Building the Business Case Internally

If you're trying to get organizational buy-in for a workforce analytics investment, here's a framework for the business case:

The Conservative ROI Calculation

  • Annual payroll cost: [team size × average fully-loaded salary]
  • Conservative productivity loss assumption: 15%
  • Conservative recovery through monitoring + optimization: 30% of lost time
  • Net annual benefit: [payroll cost × 0.15 × 0.30]

For a 15-person team with $60K average salary (fully loaded to $90K): $60,750 annual benefit against a software cost that typically runs $5,000–$15,000/year. That's a 4–12× ROI before accounting for billable time recovery.

The Risk Case

Beyond ROI, frame the decision as risk management. Without activity data, you have no early warning system for:

  • Burnout (declining focus depth is the earliest detectable signal)
  • Disengagement (activity pattern changes precede resignation by weeks)
  • Security incidents (unusual application usage or data transfers)
  • Scope creep (hours accumulating beyond project estimates)

Each of these undetected patterns has a cost that's multiples of the monitoring investment.
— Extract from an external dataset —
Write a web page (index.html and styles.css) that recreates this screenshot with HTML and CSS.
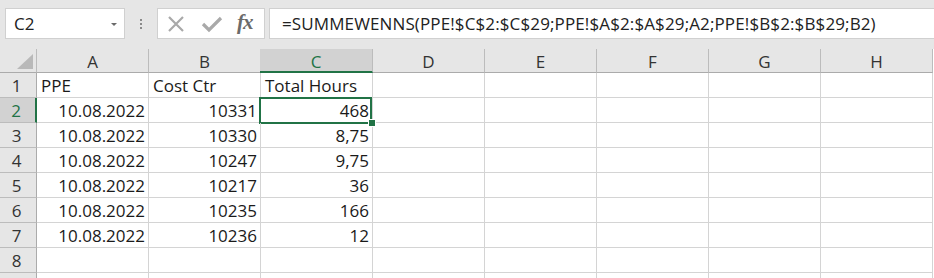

The Starting Point: Know What You're Working With

Before any optimization is possible, you need a baseline. Deploying a workforce analytics tool and running it for 30 days without any intervention gives you the benchmark data that makes every subsequent improvement measurable. You'll see the actual productivity distribution across your team — not the assumed one — and you'll be able to target interventions at the actual bottlenecks rather than the perceived ones.

Organizations that invest in visibility don't just save money — they build a management culture that's responsive to evidence rather than reactive to perception. In a competitive market where execution speed matters more than ever, that's not a nice-to-have. It's the operating system for high-performing teams.